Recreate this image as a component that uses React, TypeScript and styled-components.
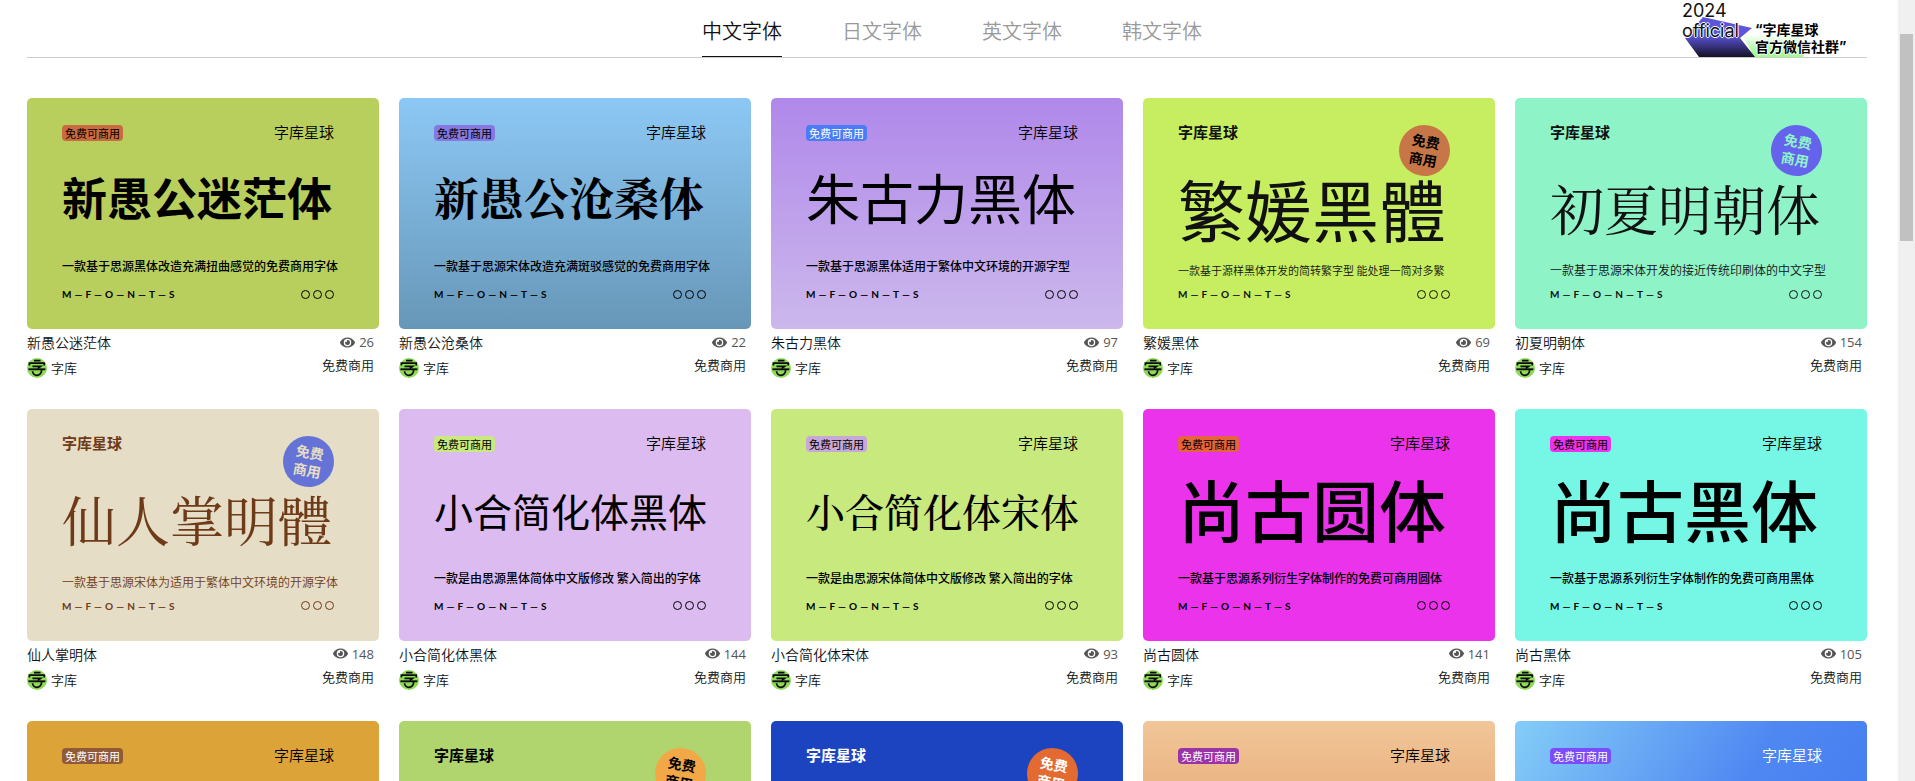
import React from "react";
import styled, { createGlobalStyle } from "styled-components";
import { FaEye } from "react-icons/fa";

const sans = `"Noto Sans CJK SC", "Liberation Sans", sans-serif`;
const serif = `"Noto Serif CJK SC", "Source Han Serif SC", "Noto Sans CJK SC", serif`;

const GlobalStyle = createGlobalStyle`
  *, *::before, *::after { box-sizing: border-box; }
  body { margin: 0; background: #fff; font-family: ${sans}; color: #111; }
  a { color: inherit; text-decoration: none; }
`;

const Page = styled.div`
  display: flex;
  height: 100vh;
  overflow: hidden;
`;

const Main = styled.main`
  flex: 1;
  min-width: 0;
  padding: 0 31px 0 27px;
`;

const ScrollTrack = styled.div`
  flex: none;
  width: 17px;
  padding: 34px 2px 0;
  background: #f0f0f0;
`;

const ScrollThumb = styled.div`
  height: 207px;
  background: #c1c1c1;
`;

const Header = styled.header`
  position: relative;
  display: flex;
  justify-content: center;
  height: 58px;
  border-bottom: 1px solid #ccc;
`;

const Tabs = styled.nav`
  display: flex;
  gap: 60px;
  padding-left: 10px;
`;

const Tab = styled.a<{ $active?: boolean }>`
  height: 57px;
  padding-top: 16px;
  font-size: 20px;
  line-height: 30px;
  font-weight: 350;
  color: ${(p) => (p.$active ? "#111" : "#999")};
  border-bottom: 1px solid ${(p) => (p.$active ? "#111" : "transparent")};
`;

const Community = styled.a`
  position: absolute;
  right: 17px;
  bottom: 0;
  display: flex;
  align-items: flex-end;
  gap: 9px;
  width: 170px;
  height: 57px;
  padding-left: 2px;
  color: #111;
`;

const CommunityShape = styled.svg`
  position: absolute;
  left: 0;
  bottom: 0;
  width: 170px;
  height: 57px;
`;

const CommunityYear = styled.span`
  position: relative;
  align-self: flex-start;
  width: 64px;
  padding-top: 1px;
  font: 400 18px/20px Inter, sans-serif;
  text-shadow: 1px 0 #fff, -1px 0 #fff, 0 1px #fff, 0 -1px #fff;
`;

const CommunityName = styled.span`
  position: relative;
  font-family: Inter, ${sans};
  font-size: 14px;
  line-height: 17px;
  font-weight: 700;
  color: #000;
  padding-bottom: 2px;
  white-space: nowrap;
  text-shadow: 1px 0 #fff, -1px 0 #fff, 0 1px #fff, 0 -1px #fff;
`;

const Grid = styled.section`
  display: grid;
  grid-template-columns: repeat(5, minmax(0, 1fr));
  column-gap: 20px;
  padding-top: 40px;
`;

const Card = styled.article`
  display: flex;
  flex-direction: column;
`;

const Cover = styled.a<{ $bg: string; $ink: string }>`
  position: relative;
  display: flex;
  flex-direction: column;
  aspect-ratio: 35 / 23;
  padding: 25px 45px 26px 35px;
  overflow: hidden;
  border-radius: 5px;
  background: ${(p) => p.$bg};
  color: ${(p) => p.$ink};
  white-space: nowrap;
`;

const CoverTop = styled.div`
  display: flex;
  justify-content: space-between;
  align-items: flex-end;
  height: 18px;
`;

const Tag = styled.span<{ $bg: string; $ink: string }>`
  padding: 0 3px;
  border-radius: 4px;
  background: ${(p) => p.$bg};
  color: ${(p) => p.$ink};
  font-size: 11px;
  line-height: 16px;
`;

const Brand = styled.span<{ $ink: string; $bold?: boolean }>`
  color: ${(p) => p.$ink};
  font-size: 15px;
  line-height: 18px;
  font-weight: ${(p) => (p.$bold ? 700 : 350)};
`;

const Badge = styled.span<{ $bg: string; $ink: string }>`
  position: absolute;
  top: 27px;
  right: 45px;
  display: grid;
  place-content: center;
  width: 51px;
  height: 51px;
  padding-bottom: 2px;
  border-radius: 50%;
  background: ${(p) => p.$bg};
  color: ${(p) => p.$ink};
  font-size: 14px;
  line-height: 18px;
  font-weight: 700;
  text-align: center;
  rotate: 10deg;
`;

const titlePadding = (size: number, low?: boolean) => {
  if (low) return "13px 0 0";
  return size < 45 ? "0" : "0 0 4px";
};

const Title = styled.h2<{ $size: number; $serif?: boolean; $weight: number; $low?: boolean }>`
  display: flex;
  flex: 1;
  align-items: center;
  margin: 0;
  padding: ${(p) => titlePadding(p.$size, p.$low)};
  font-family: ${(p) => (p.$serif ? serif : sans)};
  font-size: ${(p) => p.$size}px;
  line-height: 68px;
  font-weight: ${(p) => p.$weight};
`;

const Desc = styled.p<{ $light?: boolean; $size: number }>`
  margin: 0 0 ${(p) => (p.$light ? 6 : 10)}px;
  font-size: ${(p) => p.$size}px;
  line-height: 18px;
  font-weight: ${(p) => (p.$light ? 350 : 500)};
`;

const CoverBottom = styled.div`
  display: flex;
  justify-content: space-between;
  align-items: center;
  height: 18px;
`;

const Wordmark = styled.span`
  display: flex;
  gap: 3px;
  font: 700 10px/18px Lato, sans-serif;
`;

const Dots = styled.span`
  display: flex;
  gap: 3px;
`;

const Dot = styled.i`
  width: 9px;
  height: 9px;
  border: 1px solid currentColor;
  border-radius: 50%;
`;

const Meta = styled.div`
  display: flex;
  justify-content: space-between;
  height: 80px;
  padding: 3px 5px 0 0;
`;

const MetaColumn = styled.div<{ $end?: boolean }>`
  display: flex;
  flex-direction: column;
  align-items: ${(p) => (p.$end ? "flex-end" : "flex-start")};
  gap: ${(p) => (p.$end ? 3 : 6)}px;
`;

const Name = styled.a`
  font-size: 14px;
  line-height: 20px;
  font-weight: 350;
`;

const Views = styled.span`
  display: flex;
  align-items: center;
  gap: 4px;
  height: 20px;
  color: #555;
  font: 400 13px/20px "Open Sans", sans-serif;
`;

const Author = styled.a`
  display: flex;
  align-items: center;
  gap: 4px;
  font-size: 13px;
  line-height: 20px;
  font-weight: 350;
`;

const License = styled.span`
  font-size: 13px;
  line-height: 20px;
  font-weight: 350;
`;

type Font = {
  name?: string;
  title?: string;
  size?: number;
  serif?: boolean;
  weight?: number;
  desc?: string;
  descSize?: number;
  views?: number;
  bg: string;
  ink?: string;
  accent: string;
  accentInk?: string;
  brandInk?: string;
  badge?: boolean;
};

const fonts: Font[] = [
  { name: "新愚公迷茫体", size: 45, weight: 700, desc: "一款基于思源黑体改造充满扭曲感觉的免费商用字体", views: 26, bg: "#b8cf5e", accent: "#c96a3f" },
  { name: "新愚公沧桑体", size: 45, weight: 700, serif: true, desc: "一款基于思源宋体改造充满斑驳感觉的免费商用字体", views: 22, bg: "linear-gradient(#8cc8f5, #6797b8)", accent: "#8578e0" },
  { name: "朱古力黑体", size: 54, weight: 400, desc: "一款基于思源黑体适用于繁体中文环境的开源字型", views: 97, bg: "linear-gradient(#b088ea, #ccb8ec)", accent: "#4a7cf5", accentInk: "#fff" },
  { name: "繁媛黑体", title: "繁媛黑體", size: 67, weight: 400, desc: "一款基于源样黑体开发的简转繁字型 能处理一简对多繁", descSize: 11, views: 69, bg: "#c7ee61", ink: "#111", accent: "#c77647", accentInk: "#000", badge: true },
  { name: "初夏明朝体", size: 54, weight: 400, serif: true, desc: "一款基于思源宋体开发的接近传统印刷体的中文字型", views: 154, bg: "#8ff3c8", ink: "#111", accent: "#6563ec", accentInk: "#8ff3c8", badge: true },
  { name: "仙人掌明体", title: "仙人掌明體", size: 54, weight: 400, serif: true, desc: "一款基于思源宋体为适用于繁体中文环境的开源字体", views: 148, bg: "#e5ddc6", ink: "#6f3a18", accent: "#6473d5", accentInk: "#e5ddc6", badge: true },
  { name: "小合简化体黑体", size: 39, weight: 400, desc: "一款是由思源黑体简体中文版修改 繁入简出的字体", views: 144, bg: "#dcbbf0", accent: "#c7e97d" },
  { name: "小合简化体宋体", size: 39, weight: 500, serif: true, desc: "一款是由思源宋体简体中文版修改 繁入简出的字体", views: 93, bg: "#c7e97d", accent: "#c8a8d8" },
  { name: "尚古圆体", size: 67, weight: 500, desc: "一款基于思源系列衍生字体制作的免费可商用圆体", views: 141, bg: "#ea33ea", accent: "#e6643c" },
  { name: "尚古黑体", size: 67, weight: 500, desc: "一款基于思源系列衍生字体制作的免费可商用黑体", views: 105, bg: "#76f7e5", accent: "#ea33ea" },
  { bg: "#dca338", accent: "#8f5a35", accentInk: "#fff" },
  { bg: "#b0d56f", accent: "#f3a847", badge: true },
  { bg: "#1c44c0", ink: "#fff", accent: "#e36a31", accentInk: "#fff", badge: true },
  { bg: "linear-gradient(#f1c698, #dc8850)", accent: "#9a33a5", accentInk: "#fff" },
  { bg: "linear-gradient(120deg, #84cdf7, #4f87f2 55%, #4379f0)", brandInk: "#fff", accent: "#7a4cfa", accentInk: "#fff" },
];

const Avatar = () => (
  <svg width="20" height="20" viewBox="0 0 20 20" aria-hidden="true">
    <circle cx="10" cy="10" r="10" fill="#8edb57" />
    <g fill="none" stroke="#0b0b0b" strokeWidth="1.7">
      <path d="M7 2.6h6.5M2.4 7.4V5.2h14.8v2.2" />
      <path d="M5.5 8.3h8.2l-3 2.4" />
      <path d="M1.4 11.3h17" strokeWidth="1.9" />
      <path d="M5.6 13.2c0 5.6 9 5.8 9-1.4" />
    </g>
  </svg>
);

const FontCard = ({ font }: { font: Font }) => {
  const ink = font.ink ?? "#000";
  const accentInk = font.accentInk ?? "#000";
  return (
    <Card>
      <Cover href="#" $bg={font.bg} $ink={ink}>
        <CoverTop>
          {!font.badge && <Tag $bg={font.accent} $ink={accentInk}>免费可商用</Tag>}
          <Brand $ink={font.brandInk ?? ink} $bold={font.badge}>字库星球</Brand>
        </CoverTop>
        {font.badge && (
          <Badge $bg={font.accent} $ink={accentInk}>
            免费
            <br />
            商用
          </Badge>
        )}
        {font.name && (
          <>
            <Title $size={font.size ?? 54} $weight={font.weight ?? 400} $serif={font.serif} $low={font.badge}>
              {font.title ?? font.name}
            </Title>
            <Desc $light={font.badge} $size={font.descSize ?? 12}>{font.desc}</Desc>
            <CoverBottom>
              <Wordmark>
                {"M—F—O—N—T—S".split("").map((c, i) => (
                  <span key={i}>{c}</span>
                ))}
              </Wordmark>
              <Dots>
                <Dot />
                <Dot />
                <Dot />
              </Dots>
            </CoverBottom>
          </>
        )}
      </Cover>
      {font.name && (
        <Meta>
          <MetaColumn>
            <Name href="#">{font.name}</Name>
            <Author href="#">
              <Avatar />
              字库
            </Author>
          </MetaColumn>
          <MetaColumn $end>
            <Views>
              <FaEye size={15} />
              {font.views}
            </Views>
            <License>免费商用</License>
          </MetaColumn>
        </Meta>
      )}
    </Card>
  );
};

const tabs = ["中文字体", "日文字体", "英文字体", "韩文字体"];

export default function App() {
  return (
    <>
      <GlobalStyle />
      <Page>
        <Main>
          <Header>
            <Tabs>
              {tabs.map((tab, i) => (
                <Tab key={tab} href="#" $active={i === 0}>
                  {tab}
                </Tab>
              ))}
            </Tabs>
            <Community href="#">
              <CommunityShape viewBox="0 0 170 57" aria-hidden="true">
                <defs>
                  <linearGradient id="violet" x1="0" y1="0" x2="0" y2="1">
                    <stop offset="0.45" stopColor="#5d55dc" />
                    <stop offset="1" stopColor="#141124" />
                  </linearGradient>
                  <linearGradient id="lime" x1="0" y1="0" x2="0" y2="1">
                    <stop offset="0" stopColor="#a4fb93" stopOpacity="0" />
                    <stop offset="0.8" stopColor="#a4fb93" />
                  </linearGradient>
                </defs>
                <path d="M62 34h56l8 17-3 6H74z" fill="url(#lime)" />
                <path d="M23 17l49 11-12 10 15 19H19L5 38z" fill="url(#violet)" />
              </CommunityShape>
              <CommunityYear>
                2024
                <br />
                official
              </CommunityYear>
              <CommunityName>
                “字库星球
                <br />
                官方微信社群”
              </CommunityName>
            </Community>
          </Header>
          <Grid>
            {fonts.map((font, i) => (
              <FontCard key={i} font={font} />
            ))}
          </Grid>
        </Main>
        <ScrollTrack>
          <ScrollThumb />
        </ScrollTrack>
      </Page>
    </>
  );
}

◇ ◇ ◇ ◇ ◇

Exercise requirements:
Copy all lines from the listing that contain "components".

Answer to this problem:
Recreate this image as a component that uses React, TypeScript and styled-components.
import styled, { createGlobalStyle } from "styled-components";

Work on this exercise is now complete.